Work to complete: Retype, exactly as they stand, the lines from the start of the data to the line that contains "type IconProps = SVGProps<SVGSVGElement>;", both ends included. Leave the pictures out.

+++ Material provided +++

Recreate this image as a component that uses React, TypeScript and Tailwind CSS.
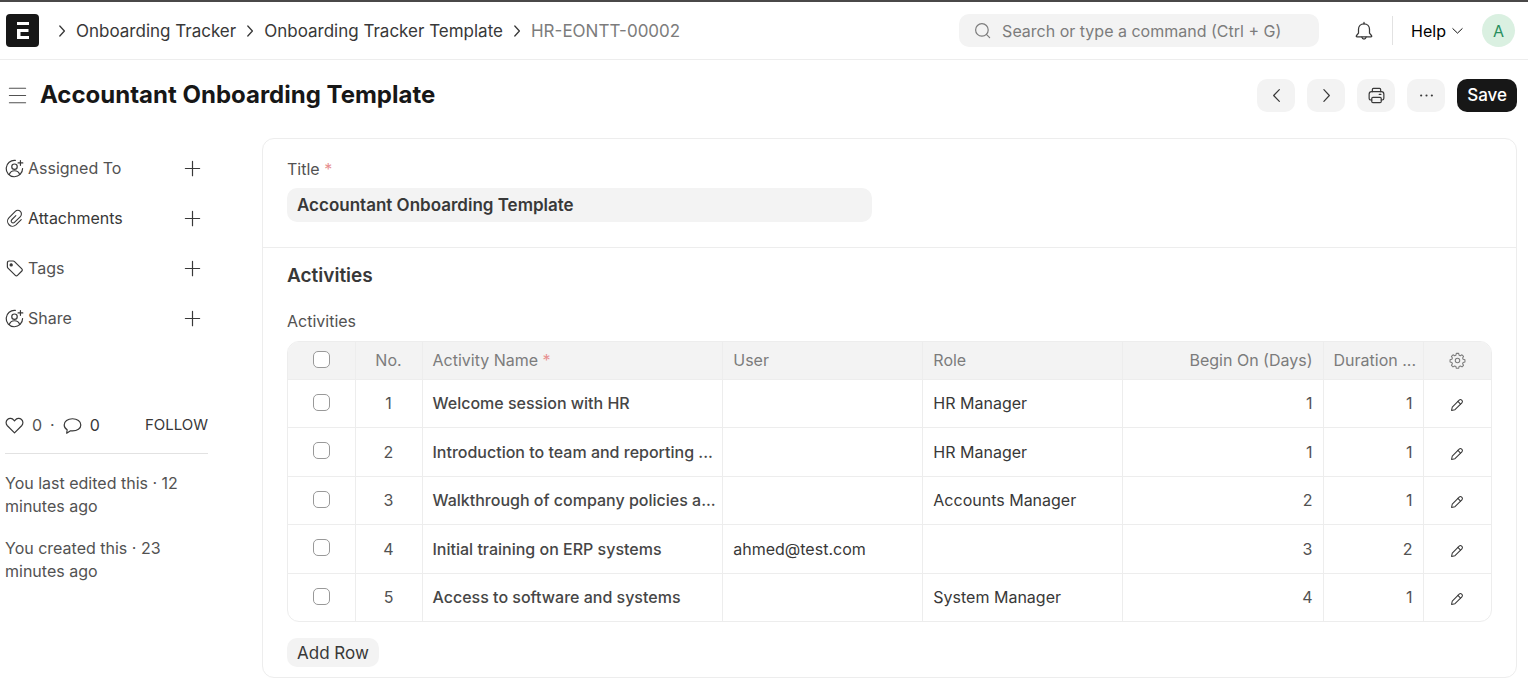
import type { ReactNode, SVGProps } from "react";

type IconProps = SVGProps<SVGSVGElement>;

function Icon({ children, ...props }: IconProps & { children: ReactNode }) {
  return (
    <svg
      viewBox="0 0 16 16"
      fill="none"
      stroke="currentColor"
      strokeWidth="1"
      strokeLinecap="round"
      strokeLinejoin="round"
      aria-hidden="true"
      {...props}
    >
      {children}
    </svg>
  );
}

const ChevronRight = (p: IconProps) => (
  <Icon {...p}>
    <path d="M5.8 3l4.6 5-4.6 5" />
  </Icon>
);

const ChevronLeft = (p: IconProps) => (
  <Icon {...p}>
    <path d="M10.4 3L5.6 8l4.8 5" />
  </Icon>
);

const ChevronDown = (p: IconProps) => (
  <Icon {...p}>
    <path d="M3 6L8 10.800 13 6" />
  </Icon>
);

const SearchIcon = (p: IconProps) => (
  <Icon {...p}>
    <circle cx="7.5" cy="7.5" r="5.3" />
    <path d="M11.3 11.3l2.7 2.7" />
  </Icon>
);

const BellIcon = (p: IconProps) => (
  <Icon {...p}>
    <path d="M8 2.2c-2.700 0-4.400 2-4.400 4.400v3.100L1.900 11.800c-.3.400 0 .9.500.9h11.200c.5 0 .8-.5.500-.9l-1.700-2.100V6.600c0-2.400-1.700-4.400-4.400-4.400z" />
    <path d="M8 1.100v1.100M6.300 12.900c.2.900.9 1.500 1.700 1.500s1.500-.6 1.700-1.500" />
  </Icon>
);

const MenuIcon = (p: IconProps) => (
  <Icon {...p}>
    <path d="M1.2 1.900h13.600M1.200 8h13.600M1.200 14.100h13.600" />
  </Icon>
);

const PrinterIcon = (p: IconProps) => (
  <Icon {...p}>
    <path d="M4.5 4.8V2.9c0-.5.4-.9.9-.9h5.2c.5 0 .9.4.9.9v1.9" />
    <path d="M4 11.8h-.8c-.8 0-1.400-.6-1.400-1.400V6.900c0-1.200.9-2.100 2.100-2.100h8.200c1.200 0 2.100.9 2.100 2.100v3.500c0 .8-.6 1.400-1.400 1.400H12" />
    <rect x="4" y="9.500" width="8" height="4.500" rx="1" />
    <path d="M10.300 7.100h1.400" />
  </Icon>
);

const DotsIcon = (p: IconProps) => (
  <Icon {...p}>
    <g fill="currentColor" stroke="none">
      <circle cx="3.500" cy="8" r="0.900" />
      <circle cx="8" cy="8" r="0.900" />
      <circle cx="12.500" cy="8" r="0.900" />
    </g>
  </Icon>
);

const PlusIcon = (p: IconProps) => (
  <Icon {...p}>
    <path d="M8 2v12M2 8h12" />
  </Icon>
);

const AssignIcon = (p: IconProps) => (
  <Icon {...p}>
    <path d="M8.700 1.200A6.900 6.900 0 1 0 14.800 8" />
    <circle cx="8" cy="6.500" r="2.300" />
    <path d="M3.600 13.100c.7-2 2.400-3.200 4.400-3.200s3.700 1.200 4.400 3.200" />
    <path d="M13 1.300v4M11 3.300h4" />
  </Icon>
);

const ClipIcon = (p: IconProps) => (
  <Icon {...p} viewBox="0 0 24 24" strokeWidth="1.400">
    <path d="M20.500 13.400l-6.700 6.700a6.300 6.300 0 0 1-8.900-8.900l8.100-8.100a4.500 4.500 0 0 1 6.400 6.400l-7.500 7.500a2.400 2.400 0 0 1-3.400-3.400l5.200-5.200" />
  </Icon>
);

const TagIcon = (p: IconProps) => (
  <Icon {...p}>
    <path d="M2 6.600V3.300C2 2.400 2.700 1.700 3.600 1.700h3.300c.4 0 .8.2 1.100.5l6.200 6.100c.5.500.5 1.300 0 1.800l-3.700 3.700c-.5.5-1.300.5-1.800 0L2.500 7.700c-.3-.3-.5-.7-.5-1.100z" />
    <circle cx="5.200" cy="5" r="0.900" fill="currentColor" />
  </Icon>
);

const HeartIcon = (p: IconProps) => (
  <Icon {...p}>
    <path d="M8 14.200L2 8.200C.5 6.600.6 4.200 2.100 2.900c1.600-1.400 4-1.100 5.300.5l.6.8.6-.8c1.300-1.600 3.700-1.900 5.300-.5 1.500 1.300 1.600 3.700.1 5.300z" />
  </Icon>
);

const CommentIcon = (p: IconProps) => (
  <Icon {...p}>
    <path d="M8 2.300c-4 0-7 2.200-7 5.200 0 1.700.9 3.100 2.500 4.100l-.4 2.900 3.200-2c.5.1 1.100.1 1.700.1 4 0 7-2.100 7-5.100S12 2.300 8 2.300z" />
  </Icon>
);

const GearIcon = (p: IconProps) => (
  <Icon {...p}>
    <circle cx="8" cy="8" r="2.100" />
    <path d="M6.900 1.300h2.200l.4 1.700 1.200.5 1.500-.9 1.500 1.500-.9 1.500.5 1.200 1.700.4v2.200l-1.700.4-.5 1.200.9 1.500-1.500 1.500-1.500-.9-1.200.5-.4 1.700H6.900l-.4-1.700-1.200-.5-1.500.9-1.500-1.500.9-1.500-.5-1.200-1.700-.4V7.200l1.700-.4.5-1.200-.9-1.500 1.500-1.500 1.500.9 1.200-.5z" />
  </Icon>
);

const PencilIcon = (p: IconProps) => (
  <Icon {...p} strokeWidth="1.200">
    <path d="M1.800 14.200l.8-3.900 7.900-7.900c.8-.8 2-.8 2.800 0l.3.3c.8.800.8 2 0 2.800l-7.900 7.900z" />
    <path d="M9 3.900L12.100 7" />
  </Icon>
);

const Required = () => <span className="text-[#e79090]">*</span>;

const sidebarItems = [
  { label: "Assigned To", icon: AssignIcon, tone: "text-[#525252]" },
  { label: "Attachments", icon: ClipIcon, tone: "text-[#383838]" },
  { label: "Tags", icon: TagIcon, tone: "text-[#525252]" },
  { label: "Share", icon: AssignIcon, tone: "text-[#525252]" },
];

const activities = [
  { name: "Welcome session with HR", user: "", role: "HR Manager", begin: 1, duration: 1 },
  { name: "Introduction to team and reporting ...", user: "", role: "HR Manager", begin: 1, duration: 1 },
  { name: "Walkthrough of company policies a...", user: "", role: "Accounts Manager", begin: 2, duration: 1 },
  { name: "Initial training on ERP systems", user: "ahmed@test.com", role: "", begin: 3, duration: 2 },
  { name: "Access to software and systems", user: "", role: "System Manager", begin: 4, duration: 1 },
];

const checkbox =
  "block mx-auto size-[17px] appearance-none rounded-[5px] border border-[#999999] bg-white checked:bg-[#171717]";
const toolButton =
  "flex h-[33px] w-[38px] items-center justify-center rounded-[10px] bg-[#f3f3f3] text-[#383838]";

function Navbar() {
  return (
    <header className="flex h-[60px] items-center border-t-2 border-b border-t-[#4a4848] border-b-[#ededed] pr-[13px] pl-1.5">
      <a href="#home" aria-label="Home" className="mr-[15px]">
        <svg viewBox="0 0 33 33" className="size-[33px]" aria-hidden="true">
          <rect width="33" height="33" rx="4" fill="#171717" />
          <path d="M11 8h12v3H11zM11 15h11.500v3h-8v4H23v3H11z" fill="#fff" />
        </svg>
      </a>
      <nav aria-label="Breadcrumb" className="flex items-center gap-1.5 text-[17px] leading-6 text-[#383838]">
        <ChevronRight className="size-4" strokeWidth="1.300" />
        <a href="#tracker">Onboarding Tracker</a>
        <ChevronRight className="size-4" strokeWidth="1.300" />
        <a href="#template">Onboarding Tracker Template</a>
        <ChevronRight className="size-4" strokeWidth="1.300" />
        <a href="#record" className="text-[#7c7c7c]">HR-EONTT-00002</a>
      </nav>
      <label className="ml-auto flex h-[33px] w-[360px] items-center gap-2.5 rounded-[10px] bg-[#f3f3f3] px-3.5 text-[#7c7c7c]">
        <SearchIcon className="size-[19px] shrink-0" />
        <input
          type="text"
          aria-label="Search"
          placeholder="Search or type a command (Ctrl + G)"
          className="min-w-0 flex-1 bg-transparent text-base outline-none placeholder:text-[#7c7c7c]"
        />
      </label>
      <button aria-label="Notifications" className="ml-[35px] text-[#383838]">
        <BellIcon className="size-5" />
      </button>
      <div className="mx-[18px] h-[29px] w-px bg-[#e2e2e2]" />
      <button className="flex items-center gap-1 text-base text-black">
        Help
        <ChevronDown className="size-[15px]" />
      </button>
      <button
        aria-label="Account"
        className="ml-[17px] flex size-[33px] items-center justify-center rounded-full bg-[#daf0e1] text-base text-[#278f5e]"
      >
        A
      </button>
    </header>
  );
}

function PageHead() {
  return (
    <div className="flex h-[70px] items-center pr-[11px] pl-2">
      <button aria-label="Toggle sidebar" className="mr-[13px] text-[#525252]">
        <MenuIcon className="size-[19px]" />
      </button>
      <h1 className="text-2xl font-bold text-[#171717]">Accountant Onboarding Template</h1>
      <div className="ml-auto flex items-center gap-3">
        <button aria-label="Previous" className={toolButton}>
          <ChevronLeft className="size-[19px]" />
        </button>
        <button aria-label="Next" className={toolButton}>
          <ChevronRight className="size-[19px]" />
        </button>
        <button aria-label="Print" className={toolButton}>
          <PrinterIcon className="size-[19px]" />
        </button>
        <button aria-label="More" className={toolButton}>
          <DotsIcon className="size-[19px]" />
        </button>
        <button className="h-[33px] rounded-[10px] bg-[#171717] px-2.5 text-[17px] leading-6 font-medium text-white">
          Save
        </button>
      </div>
    </div>
  );
}

function Sidebar() {
  return (
    <aside className="w-[203px] shrink-0 pt-[13px] text-base text-[#525252]">
      <ul>
        {sidebarItems.map(({ label, icon: ItemIcon, tone }) => (
          <li key={label} className="flex h-[50px] items-center">
            <ItemIcon className="mr-1 size-[19px] text-[#383838]" />
            <span className={tone}>{label}</span>
            <button aria-label={`Add ${label}`} className="mr-1.5 ml-auto text-[#383838]">
              <PlusIcon className="size-[19px]" />
            </button>
          </li>
        ))}
      </ul>
      <div className="mt-[70px] flex items-center border-b border-[#e2e2e2] pb-4">
        <button className="flex items-center gap-2">
          <HeartIcon className="size-[19px] text-[#383838]" />0
        </button>
        <span className="mx-2">·</span>
        <button className="flex items-center gap-2 text-[#383838]">
          <CommentIcon className="size-[19px]" />0
        </button>
        <button className="ml-auto text-[15px] text-[#383838]">FOLLOW</button>
      </div>
      <p className="mt-[18px] leading-[23px]">You last edited this · 12 minutes ago</p>
      <p className="mt-[19px] leading-[23px]">You created this · 23 minutes ago</p>
    </aside>
  );
}

function ActivitiesTable() {
  return (
    <div className="overflow-hidden rounded-[12px] border border-[#ededed]">
      <table className="w-full table-fixed text-base text-[#383838] [&_td+td]:border-l [&_td]:border-[#ededed] [&_th+th]:border-l [&_th]:border-[#ededed]">
        <colgroup>
          <col className="w-[67px]" />
          <col className="w-[67px]" />
          <col className="w-[25%]" />
          <col />
          <col />
          <col />
          <col className="w-[100px]" />
          <col className="w-[68px]" />
        </colgroup>
        <thead className="bg-[#f3f3f3] text-left text-[#7c7c7c] [&_th]:font-normal">
          <tr className="h-[37px]">
            <th className="pb-0.5">
              <input type="checkbox" aria-label="Select all rows" className={checkbox} />
            </th>
            <th className="text-center">No.</th>
            <th className="px-2.5">Activity Name <Required /></th>
            <th className="px-2.5">User</th>
            <th className="px-2.5">Role</th>
            <th className="px-2.5 text-right">Begin On (Days)</th>
            <th className="pl-2.5 whitespace-nowrap">Duration ...</th>
            <th>
              <button aria-label="Configure columns" className="mx-auto block">
                <GearIcon className="size-[17px]" />
              </button>
            </th>
          </tr>
        </thead>
        <tbody>
          {activities.map((row, i) => (
            <tr key={row.name} className="h-12 border-t border-[#ededed] even:h-[49px]">
              <td className="pb-0.5">
                <input type="checkbox" aria-label={`Select row ${i + 1}`} className={checkbox} />
              </td>
              <td className="text-center text-[#525252]">{i + 1}</td>
              <td className="pl-2.5 font-medium whitespace-nowrap text-[#464646]">{row.name}</td>
              <td className="truncate px-2.5">{row.user}</td>
              <td className="truncate px-2.5">{row.role}</td>
              <td className="px-2.5 text-right text-[#525252]">{row.begin}</td>
              <td className="px-2.5 text-right text-[#525252]">{row.duration}</td>
              <td className="pt-1">
                <button aria-label={`Edit row ${i + 1}`} className="mx-auto block">
                  <PencilIcon className="size-3.5" />
                </button>
              </td>
            </tr>
          ))}
        </tbody>
      </table>
    </div>
  );
}

export default function App() {
  return (
    <div className="min-h-screen bg-white font-['Inter',sans-serif]">
      <Navbar />
      <PageHead />
      <div className="flex gap-[54px] pr-[11px] pb-4 pl-[5px]">
        <Sidebar />
        <main className="mt-2 min-w-0 flex-1 rounded-[12px] border border-[#ededed]">
          <section className="grid grid-cols-2 gap-9 border-b border-[#ededed] px-6 pt-[18px] pb-[25px]">
            <div>
              <label htmlFor="title" className="block text-base text-[#525252]">
                Title <Required />
              </label>
              <input
                id="title"
                type="text"
                defaultValue="Accountant Onboarding Template"
                className="mt-[7px] h-[34px] w-full rounded-[10px] bg-[#f3f3f3] px-2.5 text-[17px] font-semibold text-[#383838] outline-none"
              />
            </div>
          </section>
          <section className="px-6 pt-3 pb-2.5">
            <h2 className="text-[19px] leading-8 font-semibold text-[#383838]">Activities</h2>
            <p className="mt-[17px] mb-2 text-base text-[#525252]">Activities</p>
            <ActivitiesTable />
            <button className="mt-4 h-[29px] rounded-[10px] bg-[#f3f3f3] px-2.5 text-[17px] leading-6 text-[#383838]">
              Add Row
            </button>
          </section>
        </main>
      </div>
    </div>
  );
}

+++

Worked solution:
Recreate this image as a component that uses React, TypeScript and Tailwind CSS.
import type { ReactNode, SVGProps } from "react";

type IconProps = SVGProps<SVGSVGElement>;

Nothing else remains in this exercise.